Temps have been up and down here so far, but when down at night, enjoying the base load heat in the basement from the pellet stove here, too.
This time of year the lowest feed rate yields two days easy on 40 lbs of pine pellets and that's more than enough heat. Since we shut it down during the day, lasts longer.
Keeps the inefficient propane furnace from running.
During REALLY cold weather, both crank along, keeping up with the upstairs having some insulation challenges.
You can get the majority of the base load from the pellet stove when down around 10F or lower, but you'd have to keep that corner of the basement at 80F.
Especially with any wind. Ha.
Current propane prices have the pellet stove beating propane quite well right now, but it's nice to be dual-fuel for weird price bumps in either one.
40 lb bags of pellets were $4.50/ea this year. Propane was up around $1.90/gal here for a while. Was close to $3 during the peak quite a while back. Wood pellets haven't moved much in a couple years.
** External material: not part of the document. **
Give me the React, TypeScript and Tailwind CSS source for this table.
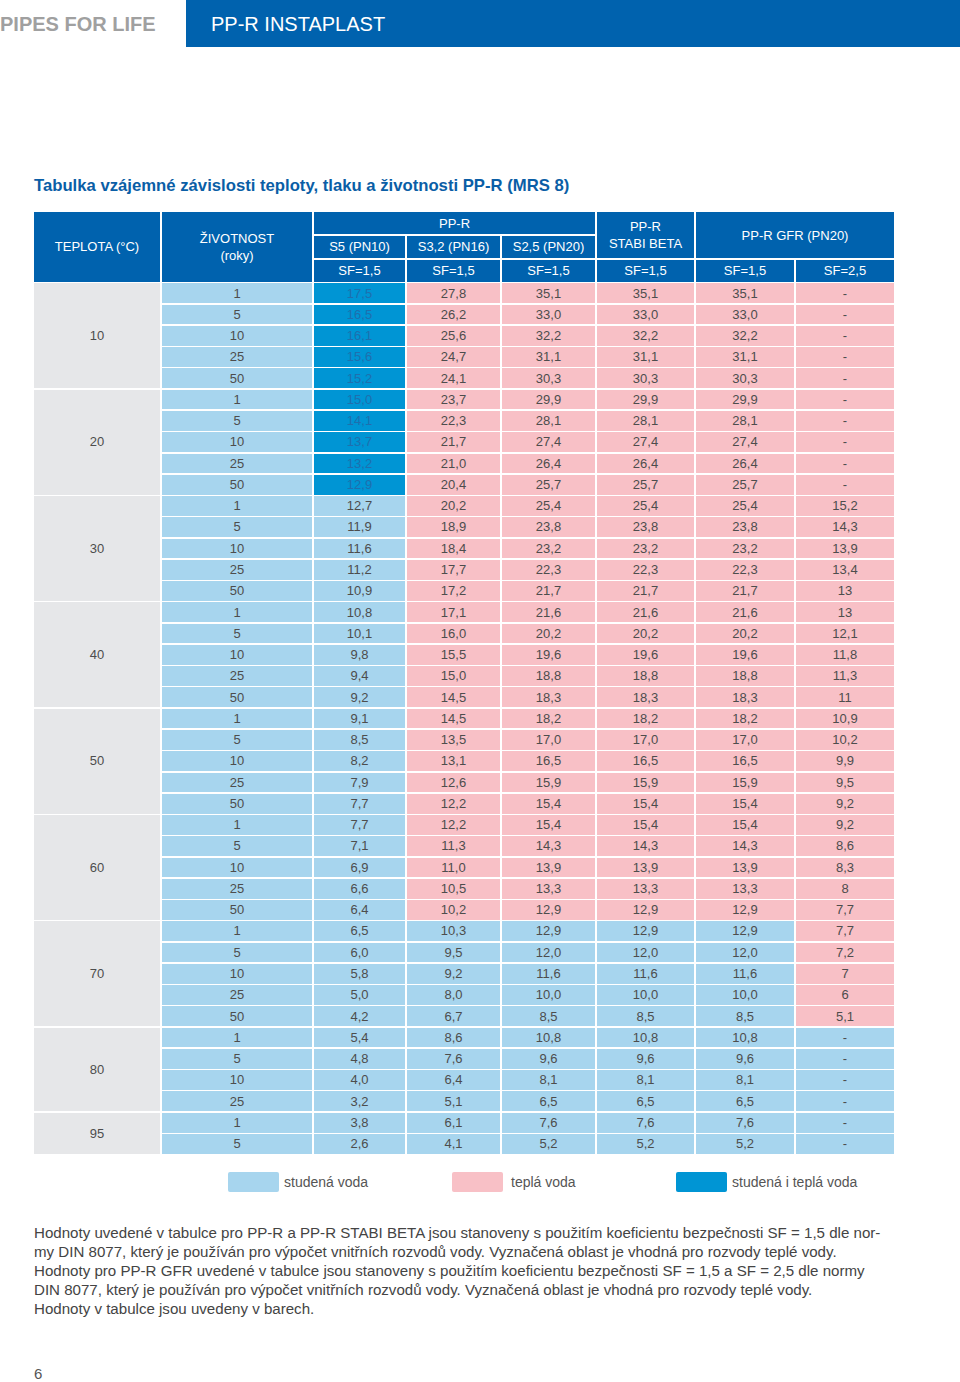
import React from "react";

type Row = [string, string, string, string, string, string, string];

const GROUPS: { temp: number; rows: Row[] }[] = [
  {
    temp: 10,
    rows: [
      ["1", "17,5", "27,8", "35,1", "35,1", "35,1", "-"],
      ["5", "16,5", "26,2", "33,0", "33,0", "33,0", "-"],
      ["10", "16,1", "25,6", "32,2", "32,2", "32,2", "-"],
      ["25", "15,6", "24,7", "31,1", "31,1", "31,1", "-"],
      ["50", "15,2", "24,1", "30,3", "30,3", "30,3", "-"],
    ],
  },
  {
    temp: 20,
    rows: [
      ["1", "15,0", "23,7", "29,9", "29,9", "29,9", "-"],
      ["5", "14,1", "22,3", "28,1", "28,1", "28,1", "-"],
      ["10", "13,7", "21,7", "27,4", "27,4", "27,4", "-"],
      ["25", "13,2", "21,0", "26,4", "26,4", "26,4", "-"],
      ["50", "12,9", "20,4", "25,7", "25,7", "25,7", "-"],
    ],
  },
  {
    temp: 30,
    rows: [
      ["1", "12,7", "20,2", "25,4", "25,4", "25,4", "15,2"],
      ["5", "11,9", "18,9", "23,8", "23,8", "23,8", "14,3"],
      ["10", "11,6", "18,4", "23,2", "23,2", "23,2", "13,9"],
      ["25", "11,2", "17,7", "22,3", "22,3", "22,3", "13,4"],
      ["50", "10,9", "17,2", "21,7", "21,7", "21,7", "13"],
    ],
  },
  {
    temp: 40,
    rows: [
      ["1", "10,8", "17,1", "21,6", "21,6", "21,6", "13"],
      ["5", "10,1", "16,0", "20,2", "20,2", "20,2", "12,1"],
      ["10", "9,8", "15,5", "19,6", "19,6", "19,6", "11,8"],
      ["25", "9,4", "15,0", "18,8", "18,8", "18,8", "11,3"],
      ["50", "9,2", "14,5", "18,3", "18,3", "18,3", "11"],
    ],
  },
  {
    temp: 50,
    rows: [
      ["1", "9,1", "14,5", "18,2", "18,2", "18,2", "10,9"],
      ["5", "8,5", "13,5", "17,0", "17,0", "17,0", "10,2"],
      ["10", "8,2", "13,1", "16,5", "16,5", "16,5", "9,9"],
      ["25", "7,9", "12,6", "15,9", "15,9", "15,9", "9,5"],
      ["50", "7,7", "12,2", "15,4", "15,4", "15,4", "9,2"],
    ],
  },
  {
    temp: 60,
    rows: [
      ["1", "7,7", "12,2", "15,4", "15,4", "15,4", "9,2"],
      ["5", "7,1", "11,3", "14,3", "14,3", "14,3", "8,6"],
      ["10", "6,9", "11,0", "13,9", "13,9", "13,9", "8,3"],
      ["25", "6,6", "10,5", "13,3", "13,3", "13,3", "8"],
      ["50", "6,4", "10,2", "12,9", "12,9", "12,9", "7,7"],
    ],
  },
  {
    temp: 70,
    rows: [
      ["1", "6,5", "10,3", "12,9", "12,9", "12,9", "7,7"],
      ["5", "6,0", "9,5", "12,0", "12,0", "12,0", "7,2"],
      ["10", "5,8", "9,2", "11,6", "11,6", "11,6", "7"],
      ["25", "5,0", "8,0", "10,0", "10,0", "10,0", "6"],
      ["50", "4,2", "6,7", "8,5", "8,5", "8,5", "5,1"],
    ],
  },
  {
    temp: 80,
    rows: [
      ["1", "5,4", "8,6", "10,8", "10,8", "10,8", "-"],
      ["5", "4,8", "7,6", "9,6", "9,6", "9,6", "-"],
      ["10", "4,0", "6,4", "8,1", "8,1", "8,1", "-"],
      ["25", "3,2", "5,1", "6,5", "6,5", "6,5", "-"],
    ],
  },
  {
    temp: 95,
    rows: [
      ["1", "3,8", "6,1", "7,6", "7,6", "7,6", "-"],
      ["5", "2,6", "4,1", "5,2", "5,2", "5,2", "-"],
    ],
  },
];

const SPAN: Record<number, string> = {
  5: "row-span-5",
  4: "row-span-4",
  2: "row-span-2",
};

const COLD = "bg-[#a7d5ee] text-[#4d4d4d]";
const HOT = "bg-[#f8c0c6] text-[#4d4d4d]";
const BOTH = "bg-[#0095d4] text-[#1f6fae]";

// colour of a value cell by column index (0 = lifetime, 1..6 = values)
function cellColor(col: number, temp: number) {
  if (col === 0) return COLD;
  if (col === 1) return temp <= 20 ? BOTH : COLD;
  if (col <= 5) return temp <= 60 ? HOT : COLD;
  return temp <= 70 ? HOT : COLD;
}

const head = "bg-[#0062ae] text-white flex items-center justify-center text-center leading-[17px]";

export default function App() {
  return (
    <div
      className="w-[960px] h-[1382px] bg-white relative text-[#4d4d4d] overflow-hidden"
      style={{ fontFamily: '"Liberation Sans", Arial, sans-serif' }}
    >
      {/* Top bar */}
      <div className="flex h-[47px]">
        <div className="w-[186px] flex items-center pt-px">
          <span className="text-[20px] font-bold text-[#a0a0a0]">PIPES FOR LIFE</span>
        </div>
        <div className="flex-1 bg-[#0062ae] flex items-center pl-[25px]">
          <span className="text-[20px] text-white">PP-R INSTAPLAST</span>
        </div>
      </div>

      <div className="px-[34px]">
        <h1 className="mt-[129px] text-[16.7px] font-bold text-[#0a5ea6] leading-[20px]">
          Tabulka vzájemné závislosti teploty, tlaku a životnosti PP-R (MRS 8)
        </h1>

        {/* Table */}
        <div className="mt-[16px] w-[860px] grid grid-cols-[126px_150px_91px_93px_93px_97px_98px_98px] grid-rows-[repeat(3,22.3px)] auto-rows-[19.78px] gap-x-[2px] gap-y-[1.5px] text-[13px]">
          <div className={`${head} row-span-3`}>TEPLOTA (°C)</div>
          <div className={`${head} row-span-3`}>
            ŽIVOTNOST
            <br />
            (roky)
          </div>
          <div className={`${head} col-span-3`}>PP-R</div>
          <div className={`${head} row-span-2`}>
            PP-R
            <br />
            STABI BETA
          </div>
          <div className={`${head} col-span-2 row-span-2`}>PP-R GFR (PN20)</div>
          <div className={head}>S5 (PN10)</div>
          <div className={head}>S3,2 (PN16)</div>
          <div className={head}>S2,5 (PN20)</div>
          <div className={head}>SF=1,5</div>
          <div className={head}>SF=1,5</div>
          <div className={head}>SF=1,5</div>
          <div className={head}>SF=1,5</div>
          <div className={head}>SF=1,5</div>
          <div className={head}>SF=2,5</div>

          {GROUPS.map((g) => (
            <React.Fragment key={g.temp}>
              <div
                className={`${SPAN[g.rows.length]} bg-[#e6e7e9] flex items-center justify-center text-[#4d4d4d]`}
              >
                {g.temp}
              </div>
              {g.rows.map((r, ri) =>
                r.map((v, ci) => (
                  <div
                    key={`${ri}-${ci}`}
                    className={`${cellColor(ci, g.temp)} flex items-center justify-center`}
                  >
                    {v}
                  </div>
                ))
              )}
            </React.Fragment>
          ))}
        </div>

        {/* Legend */}
        <div className="mt-[18px] flex items-center pl-[194px] text-[14px] text-[#555]">
          <div className="flex items-center w-[224px]">
            <div className="w-[51px] h-[20px] rounded-[2px] bg-[#a7d5ee]" />
            <span className="ml-[5px]">studená voda</span>
          </div>
          <div className="flex items-center w-[224px]">
            <div className="w-[51px] h-[20px] rounded-[2px] bg-[#f8c0c6]" />
            <span className="ml-[8px]">teplá voda</span>
          </div>
          <div className="flex items-center">
            <div className="w-[51px] h-[20px] rounded-[2px] bg-[#0095d4]" />
            <span className="ml-[5px]">studená i teplá voda</span>
          </div>
        </div>

        {/* Notes */}
        <p className="mt-[30px] text-[15.1px] leading-[19px] text-[#444] whitespace-nowrap">
          Hodnoty uvedené v tabulce pro PP-R a PP-R STABI BETA jsou stanoveny s použitím koeficientu bezpečnosti SF = 1,5 dle nor-
          <br />
          my DIN 8077, který je používán pro výpočet vnitřních rozvodů vody. Vyznačená oblast je vhodná pro rozvody teplé vody.
          <br />
          Hodnoty pro PP-R GFR uvedené v tabulce jsou stanoveny s použitím koeficientu bezpečnosti SF = 1,5 a SF = 2,5 dle normy
          <br />
          DIN 8077, který je používán pro výpočet vnitřních rozvodů vody. Vyznačená oblast je vhodná pro rozvody teplé vody.
          <br />
          Hodnoty v tabulce jsou uvedeny v barech.
        </p>

        <div className="mt-[47px] text-[15px] leading-[18px] text-[#555]">6</div>
      </div>
    </div>
  );
}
Our stove also has the ability to be hooked to a thermostat but I haven't found time to research it fully yet. Was thinking of doing a thermostat system that can treat the propane as auxiliary heat similar to a heat pump plus aux arrangement.
Unfortunately in initial searching I can't find a thermostat that can both handle the pellet stove's ability to provide two levels of heat (low feed and high feed) and a third aux heat from the propane furnace, that ALSO can be two zoned so if the upstairs is struggling the propane will be forced on. That's a tall list for even thermostats like the Nest and other fancy ones.
Meanwhile manual management of the pellet stove and leaving the upstairs thermostat for the propane set relatively low "just in case" is working fine. I just like automation, when it works.